Your task is to retype the lines between the line with "Output the component" and the line with "The picture is", inclusive. Copy no pictures and no other lines.

• **THE RECORDS**:
## Begin
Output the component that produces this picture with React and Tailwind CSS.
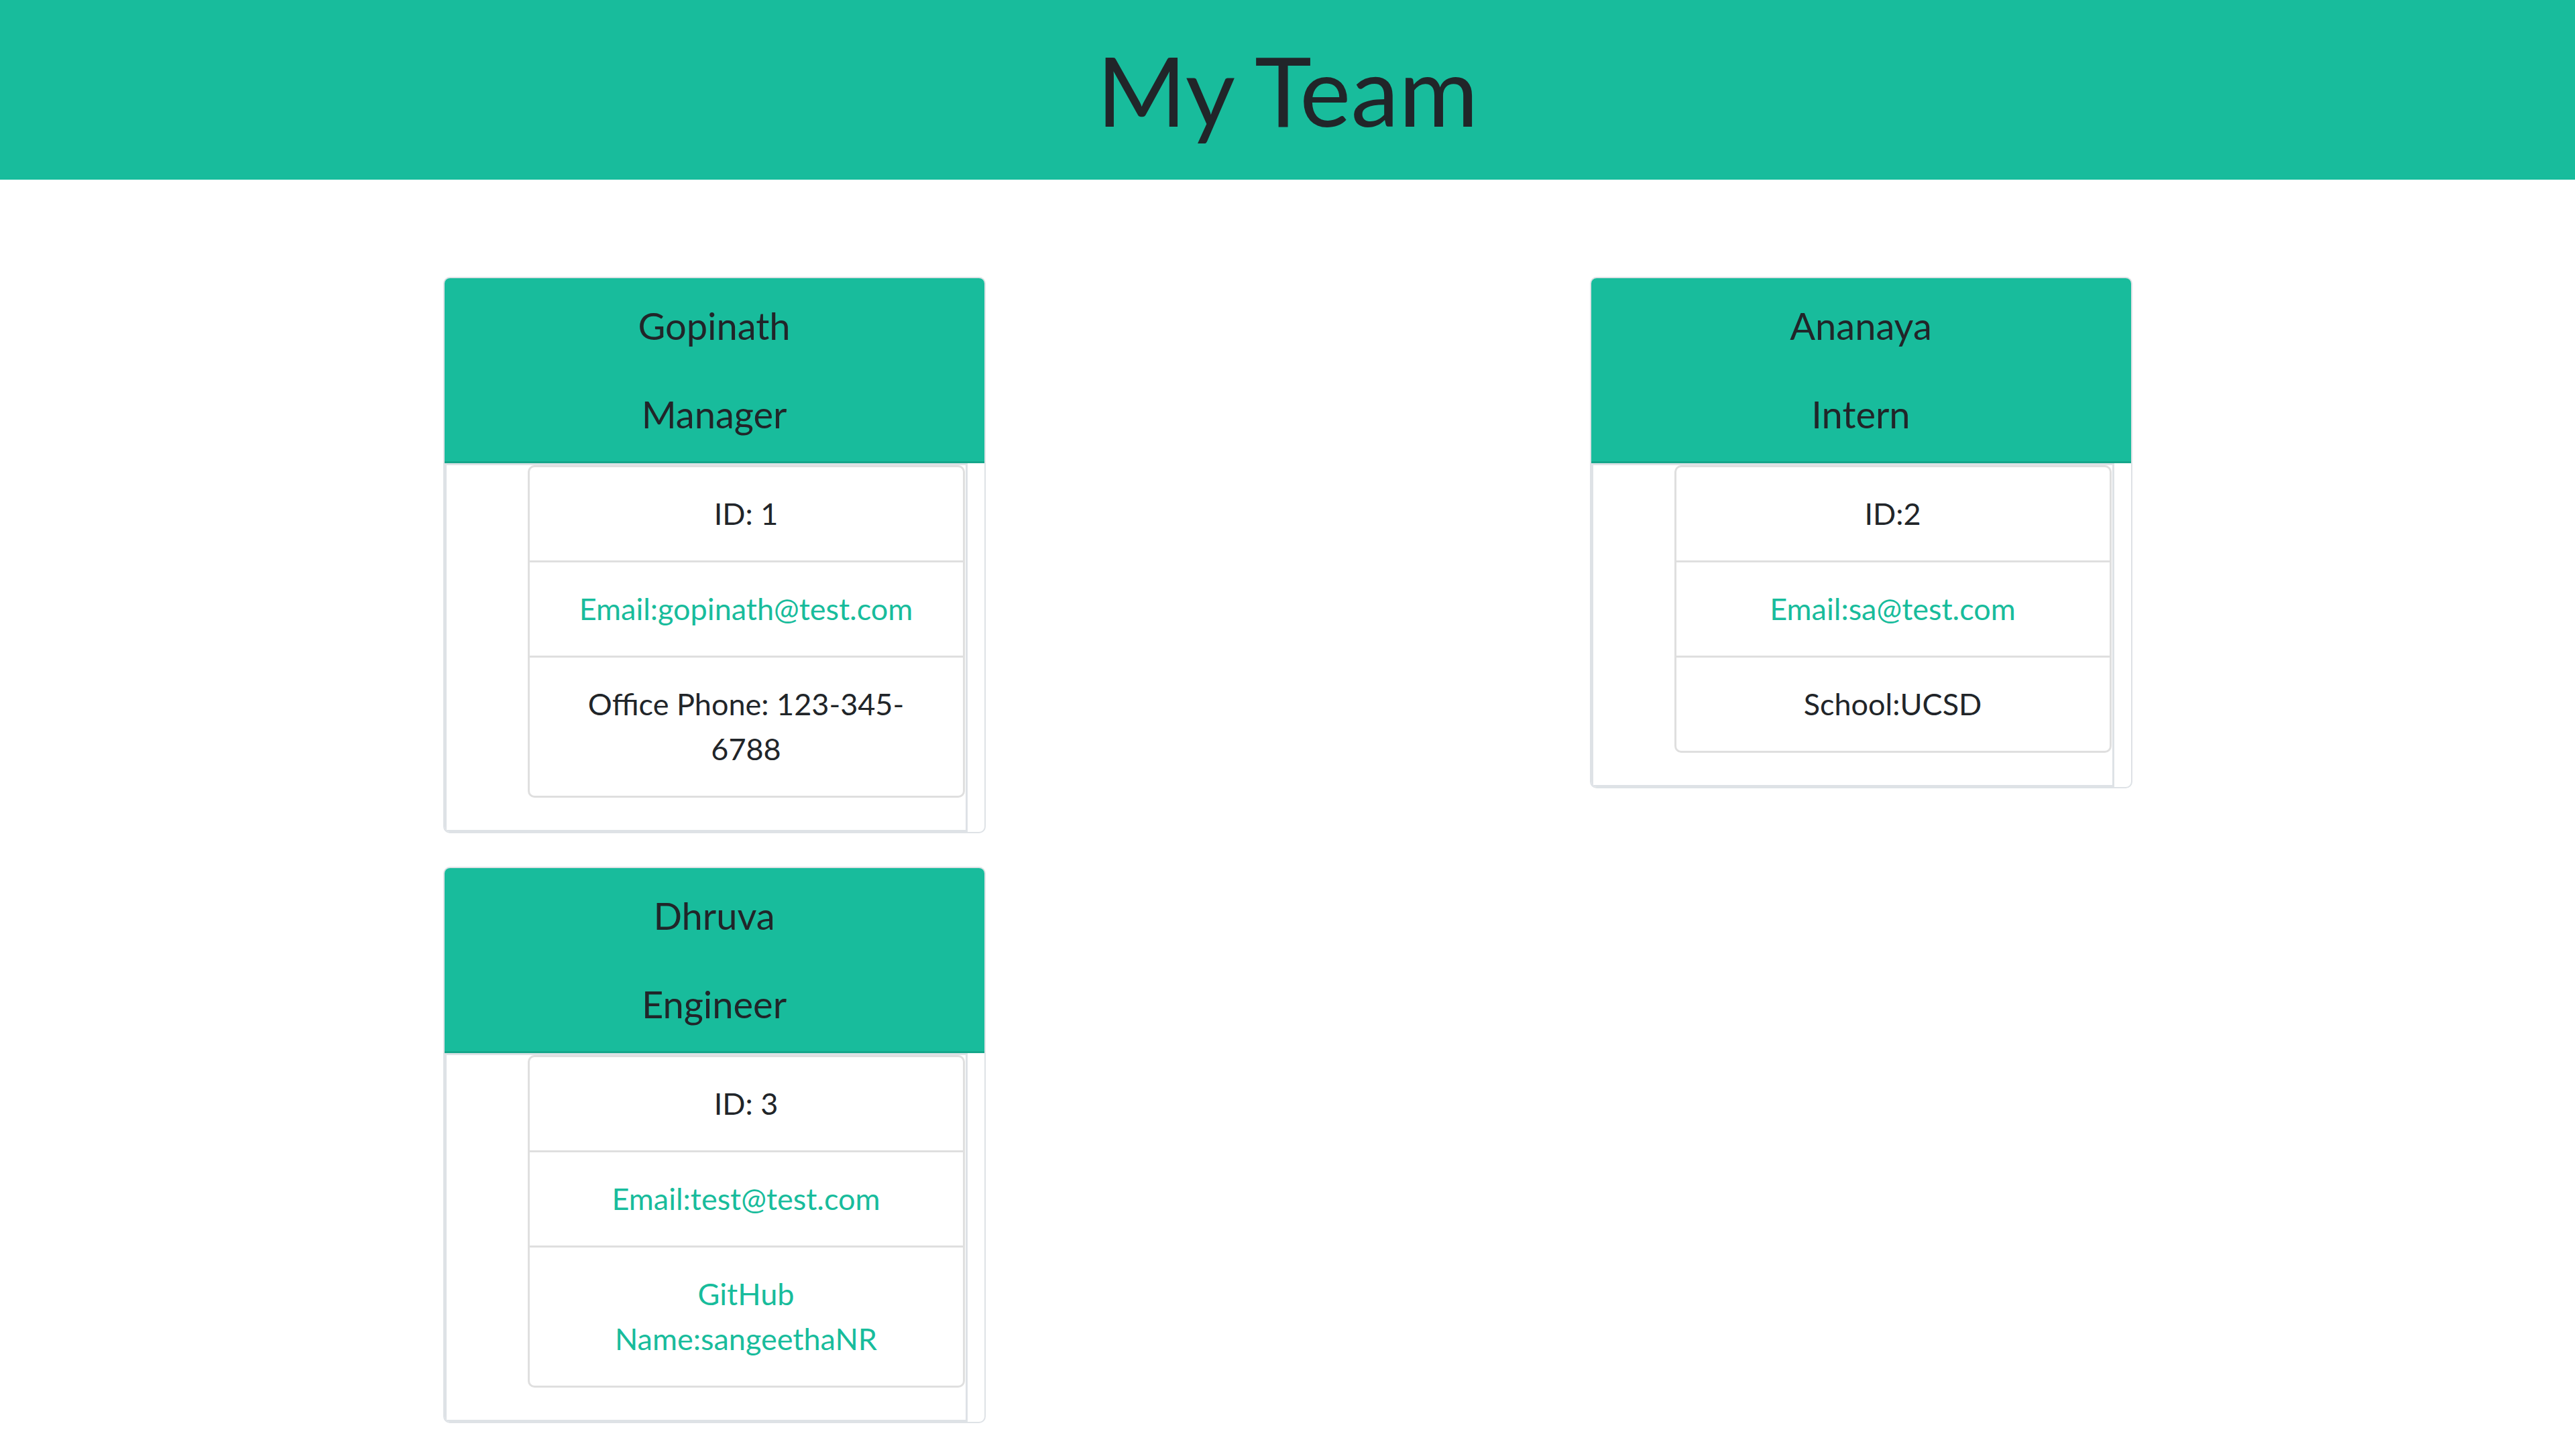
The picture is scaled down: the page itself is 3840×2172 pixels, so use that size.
## End
## Begin
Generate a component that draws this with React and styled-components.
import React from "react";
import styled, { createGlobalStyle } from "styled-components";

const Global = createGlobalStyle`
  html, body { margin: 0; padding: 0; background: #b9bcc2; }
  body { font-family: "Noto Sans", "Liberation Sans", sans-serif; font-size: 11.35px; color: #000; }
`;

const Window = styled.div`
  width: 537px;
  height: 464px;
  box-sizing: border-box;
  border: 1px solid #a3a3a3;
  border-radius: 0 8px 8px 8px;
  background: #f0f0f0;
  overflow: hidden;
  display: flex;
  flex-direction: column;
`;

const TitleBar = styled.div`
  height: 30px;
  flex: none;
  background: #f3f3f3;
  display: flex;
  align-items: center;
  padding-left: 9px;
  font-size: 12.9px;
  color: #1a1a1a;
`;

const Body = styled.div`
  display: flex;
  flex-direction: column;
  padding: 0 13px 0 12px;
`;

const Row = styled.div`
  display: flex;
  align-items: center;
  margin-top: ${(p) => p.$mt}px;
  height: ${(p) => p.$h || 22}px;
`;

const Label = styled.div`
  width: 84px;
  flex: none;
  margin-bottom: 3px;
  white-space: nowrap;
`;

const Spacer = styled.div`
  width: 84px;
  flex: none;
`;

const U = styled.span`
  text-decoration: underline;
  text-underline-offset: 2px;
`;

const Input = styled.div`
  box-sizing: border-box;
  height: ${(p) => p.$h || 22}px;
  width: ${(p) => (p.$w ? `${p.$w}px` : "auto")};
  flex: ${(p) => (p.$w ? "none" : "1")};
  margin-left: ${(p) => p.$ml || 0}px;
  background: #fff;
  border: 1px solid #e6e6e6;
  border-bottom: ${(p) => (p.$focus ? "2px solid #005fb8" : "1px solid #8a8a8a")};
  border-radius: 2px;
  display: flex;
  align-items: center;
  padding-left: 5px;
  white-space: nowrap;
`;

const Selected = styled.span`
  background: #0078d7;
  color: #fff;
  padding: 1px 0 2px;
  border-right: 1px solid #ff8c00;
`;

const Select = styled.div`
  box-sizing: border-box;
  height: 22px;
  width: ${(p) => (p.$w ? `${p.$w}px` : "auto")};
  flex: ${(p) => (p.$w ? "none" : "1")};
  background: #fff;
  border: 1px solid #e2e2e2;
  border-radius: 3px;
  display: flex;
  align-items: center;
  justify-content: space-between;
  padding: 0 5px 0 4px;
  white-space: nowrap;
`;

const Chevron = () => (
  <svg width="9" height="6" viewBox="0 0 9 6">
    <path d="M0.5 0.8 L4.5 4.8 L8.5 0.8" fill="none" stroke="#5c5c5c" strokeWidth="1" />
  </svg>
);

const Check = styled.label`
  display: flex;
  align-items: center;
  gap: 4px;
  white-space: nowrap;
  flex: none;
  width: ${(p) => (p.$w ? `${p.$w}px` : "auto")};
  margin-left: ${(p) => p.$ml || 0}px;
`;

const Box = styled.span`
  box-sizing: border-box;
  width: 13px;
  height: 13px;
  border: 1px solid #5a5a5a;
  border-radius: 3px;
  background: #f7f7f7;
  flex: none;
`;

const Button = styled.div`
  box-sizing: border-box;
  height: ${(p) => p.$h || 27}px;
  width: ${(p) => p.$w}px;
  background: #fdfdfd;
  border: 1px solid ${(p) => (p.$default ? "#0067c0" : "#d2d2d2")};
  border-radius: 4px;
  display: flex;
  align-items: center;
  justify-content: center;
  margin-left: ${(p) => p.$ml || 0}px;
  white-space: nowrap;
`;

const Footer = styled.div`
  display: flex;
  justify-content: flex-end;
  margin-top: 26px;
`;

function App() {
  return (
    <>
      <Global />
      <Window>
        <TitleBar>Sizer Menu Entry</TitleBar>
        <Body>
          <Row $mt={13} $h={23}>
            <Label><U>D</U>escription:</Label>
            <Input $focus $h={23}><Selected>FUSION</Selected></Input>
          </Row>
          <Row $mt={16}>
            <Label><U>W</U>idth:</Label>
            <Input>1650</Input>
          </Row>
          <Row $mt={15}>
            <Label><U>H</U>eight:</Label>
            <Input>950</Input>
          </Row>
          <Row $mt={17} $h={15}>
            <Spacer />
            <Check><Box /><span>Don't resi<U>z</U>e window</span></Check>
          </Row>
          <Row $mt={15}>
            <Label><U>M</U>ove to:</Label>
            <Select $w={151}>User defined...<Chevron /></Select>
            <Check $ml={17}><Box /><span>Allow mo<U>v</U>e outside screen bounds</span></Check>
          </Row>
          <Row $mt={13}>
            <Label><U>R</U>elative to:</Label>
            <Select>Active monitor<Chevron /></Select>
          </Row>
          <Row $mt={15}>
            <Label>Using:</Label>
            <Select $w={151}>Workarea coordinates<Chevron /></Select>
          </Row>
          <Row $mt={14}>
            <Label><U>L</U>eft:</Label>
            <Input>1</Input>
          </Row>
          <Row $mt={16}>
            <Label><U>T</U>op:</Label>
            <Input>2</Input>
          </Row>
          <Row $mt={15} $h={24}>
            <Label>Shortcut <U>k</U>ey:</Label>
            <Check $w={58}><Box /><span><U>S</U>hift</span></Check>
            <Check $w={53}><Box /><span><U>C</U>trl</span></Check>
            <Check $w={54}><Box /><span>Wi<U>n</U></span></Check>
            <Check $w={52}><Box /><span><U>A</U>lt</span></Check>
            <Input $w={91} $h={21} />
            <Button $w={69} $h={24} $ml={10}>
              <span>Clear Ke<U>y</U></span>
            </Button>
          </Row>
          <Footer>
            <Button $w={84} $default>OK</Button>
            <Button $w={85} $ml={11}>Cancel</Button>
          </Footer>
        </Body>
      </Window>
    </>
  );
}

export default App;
## End
• **SOLVED EXERCISE**:
Output the component that produces this picture with React and Tailwind CSS.
The picture is scaled down: the page itself is 3840×2172 pixels, so use that size.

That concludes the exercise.